Morgan has had many hits over his career such as: “Redneck Yacht Club;” “International Harvester;” “Bonﬁre;” and “That’s What I Love about Sunday” – a hit that stayed number one on country music billboards for four weeks and was ultimately declared the number one hit of 2005. Morgan just keeps evolving with every album.
A single from his new, yet to be named or released album is out now. “When I’m Gone” is fantastic and has a more emotional yearning to it than some of his previous work. I was fortunate enough to hear the entire album, and in this writer’s opinion, “When I’m Gone” will be big, but the best cut is titled “A Whole Lot More To Me.” The song speaks to Morgan’s multidimensional life. I asked Morgan is expand on this a bit more. “We’ve been stereotyped as rednecks, but it’s our own fault – we are to blame. With this song, I wanted people to see a diﬀerent side to country music. We can like the ﬁner things in life and still be country. The two aren’t mutually exclusive.”
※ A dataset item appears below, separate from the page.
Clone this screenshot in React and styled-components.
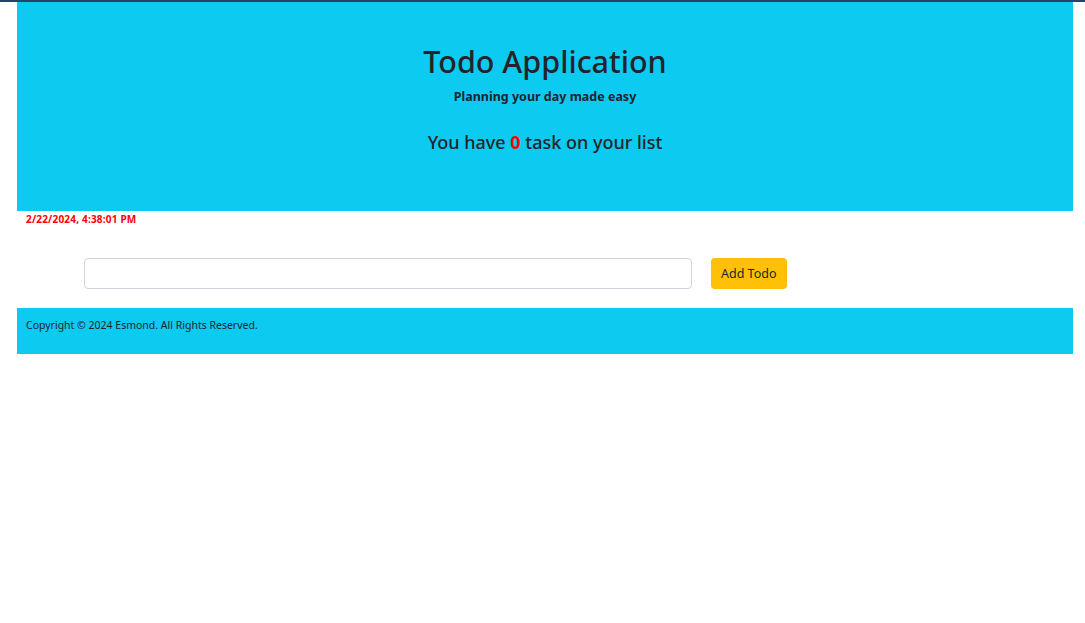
import styled, { createGlobalStyle } from "styled-components";

const GlobalStyle = createGlobalStyle`
  body {
    margin: 0;
    font-family: "Noto Sans", "Open Sans", sans-serif;
    color: #212529;
    background: #fff;
    border-top: 2px solid #24446e;
  }
`;

const Page = styled.div`
  width: 1056px;
  margin-left: 17px;
`;

const Header = styled.header`
  background: #0dcaf0;
  height: 209px;
  display: flex;
  flex-direction: column;
  align-items: center;
  padding-top: 40px;
  box-sizing: border-box;
`;

const Title = styled.h1`
  margin: 0;
  font-size: 30.5px;
  font-weight: 500;
  line-height: 38px;
`;

const Subtitle = styled.p`
  margin: 8px 0 0;
  font-size: 12.5px;
  font-weight: 700;
`;

const Count = styled.h3`
  margin: 25px 0 0;
  font-size: 18px;
  font-weight: 500;
`;

const Zero = styled.span`
  color: #ff0000;
  font-weight: 700;
`;

const Stamp = styled.div`
  color: #ff0000;
  font-size: 10px;
  font-weight: 700;
  letter-spacing: 0.2px;
  padding: 1px 0 0 9px;
  height: 15px;
`;

const Form = styled.form`
  display: flex;
  align-items: center;
  gap: 19px;
  padding: 31px 0 19px 67px;
`;

const Input = styled.input`
  width: 608px;
  height: 31px;
  box-sizing: border-box;
  border: 1px solid #ced4da;
  border-radius: 4px;
  outline: none;
  padding: 4px 10px;
  font-family: inherit;
`;

const Button = styled.button`
  height: 31px;
  padding: 0 10px;
  border: none;
  border-radius: 4px;
  background: #ffc107;
  color: #212529;
  font-family: inherit;
  font-size: 12.5px;
  cursor: pointer;
`;

const Footer = styled.footer`
  background: #0dcaf0;
  height: 46px;
  padding: 10px 0 0 9px;
  box-sizing: border-box;
  font-size: 10.5px;
`;

export default function App() {
  return (
    <>
      <GlobalStyle />
      <Page>
        <Header>
          <Title>Todo Application</Title>
          <Subtitle>Planning your day made easy</Subtitle>
          <Count>
            You have <Zero>0</Zero> task on your list
          </Count>
        </Header>
        <Stamp>2/22/2024, 4:38:01 PM</Stamp>
        <Form onSubmit={(e) => e.preventDefault()}>
          <Input type="text" />
          <Button type="submit">Add Todo</Button>
        </Form>
        <Footer>Copyright © 2024 Esmond. All Rights Reserved.</Footer>
      </Page>
    </>
  );
}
The Latest Album Isn’t the only activity taking up Morgan’s time these days. He has been and is still ﬁlming episodes for his show on Outdoor Channel. The show is part reality, part comedy and a whole lot of outdoors. Unlike many outdoor shows, Morgan isn’t about ﬁnding the biggest buck on a hunt, but about having fun while being with his family and friends, all while encouraging his viewers to get outside too. In 2015, his show won the coveted Golden Moose Award for best comedy.
Morgan is a seasoned outdoorsman and his show is proof positive of his interests. Season seven (beginning in July) promises to be even more adventurous and is geared towards everyone who enjoys the outdoors, country music and fun – it’s not just for hunters.
In one of the many upcoming episodes, the show supports Billy’s Place, an organization that caters to griefstricken children and children in crisis and was named after Morgan’s father-in-law, and highlights Billy’s Place 5K Run, Billy’s Place golf tournament and music fest. Craig saw the need for activities like during his time as a deputy sheriﬀ – yes, one of his many facets.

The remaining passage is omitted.